Avec la mobilisation de troupes russes en Ukraine, l'affaire a pris un tournant complètement international et pourtant les Etats-Unis ne semblent pas prêts à intervenir.
©Reuters

Dilemme

Depuis l'élection de Barack Obama, les Etats-Unis paraissent moins impliqués sur la scène internationale. Pas d'intervention en Libye, pas d'intervention en Syrie, pas d'intervention en Afrique. Pas non plus d'intervention en Ukraine. Et si le monde entier condamnait l'Irak, aujourd'hui il est attendu des États-Unis qu'ils interviennent plus. Retour sur cette relation ambivalente des USA avec le reste du monde.

Atlantico : Avec la mobilisation de troupes russes en Ukraine, l'affaire a pris un tournant complètement international et pourtant les Etats-Unis ne semblent pas prêts à intervenir. La communauté internationale condamne tantôt les Etats-Unis pour leur interventionnisme, et tantôt regrette leur non-intervention comme en Syrie. Peut-on dire que la communauté internationale entretient une relation ambigüe avec les USA ?

Anne Deysine : Plutôt que parler d'ambiguïté, parlons d'ambivalence généralisée. C’est-à-dire qu'il y a toujours une tendance à critiquer les États-Unis quand ils en font trop, mais aussi à leur demander d'intervenir quand on pense, dans notre grande sagesse, qu'il serait bon qu'ils interviennent. C'est véritablement de l'ambivalence : on demande tout et son contraire. Quand les États-Unis en font trop, on leur reproche de tout faire tout seul et d'exiger de leurs alliés une obéissance sans faille. Mais dès lors qu'ils n'en font pas assez on le leur reproche également.

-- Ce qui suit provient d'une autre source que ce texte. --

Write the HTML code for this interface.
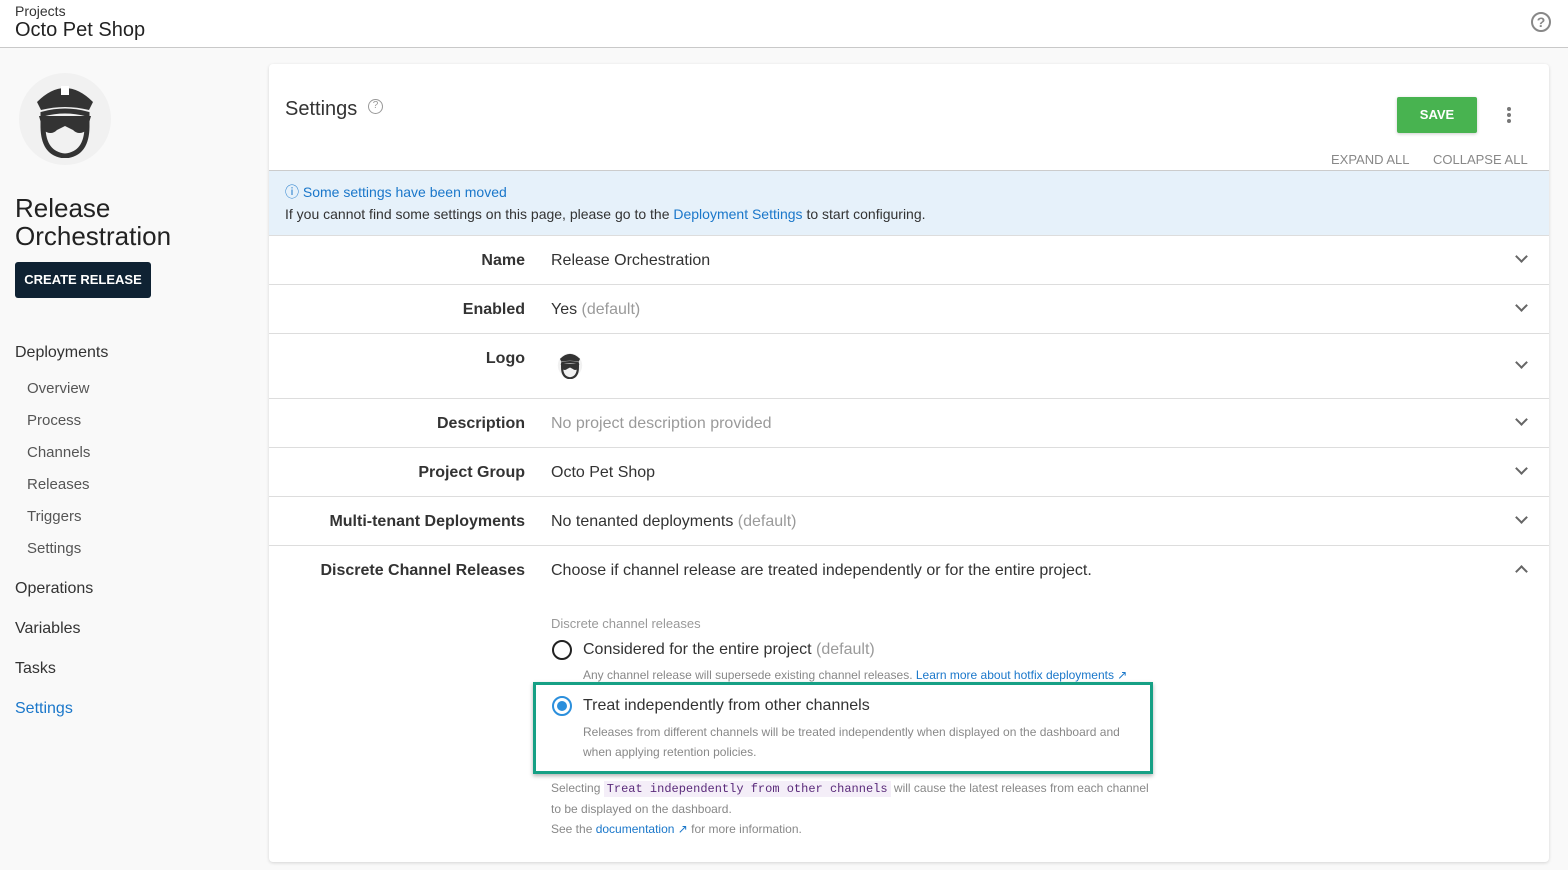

Jacques Portes : Dans le cas de l’Ukraine, personne ni aux États-Unis ni en Europe n’envisage une intervention militaire. Les États-Unis en l’occurrence ne déçoivent personne, ils agissent promptement sur le plan diplomatique car ils ont les moyens pour le faire, mais en liaison avec l’Europe. En Syrie, une intervention militaire ne pouvait se faire qu’avec l’appui ou la collaboration américains ; la France n’aurait pas pu agir seule au-delà d’un jour ou deux. Le reste de la communauté internationale était opposée à toute "aventure" et l’opinion américaine également. Dans le monde actuel, les États-Unis ne sont pas à la même place qu’ils étaient durant la Guerre froide. A l’époque, leur présence en Europe était à la fois souhaitée et rejetée comme trop lourde. La France était spécialiste de cette attitude, à la fois en raison de la position particulière du général de Gaulle qui voulait redonner toute sa place à la France dans le Monde, mais qui avait soutenu les États-Unis en 1962 lors de la crise des fusées de Cuba, mais aussi de la force du PCF qui était anti américain par définition. La CEE n’aurait pas pu être crée sans le parapluie américain, mais il ne fallait pas le dire trop fort. Depuis l’implosion du système soviétique, et après le sinistre mandat de George W. Bush, l’interventionnisme n’est plus souhaité par personne, vu les échecs des guerres d’Irak et d’Afghanistan que les États-Unis avaient choisi de mener, il n’y en a plus. Le président Obama a bien pris ses distances avec cet interventionnisme systématique d’antan et aucun pays dans le monde ne n souhaiterez une telle politique, autre que l’appui logistique discret mais essentiel apporté à la France en Lybie puis au Mali et en CFA.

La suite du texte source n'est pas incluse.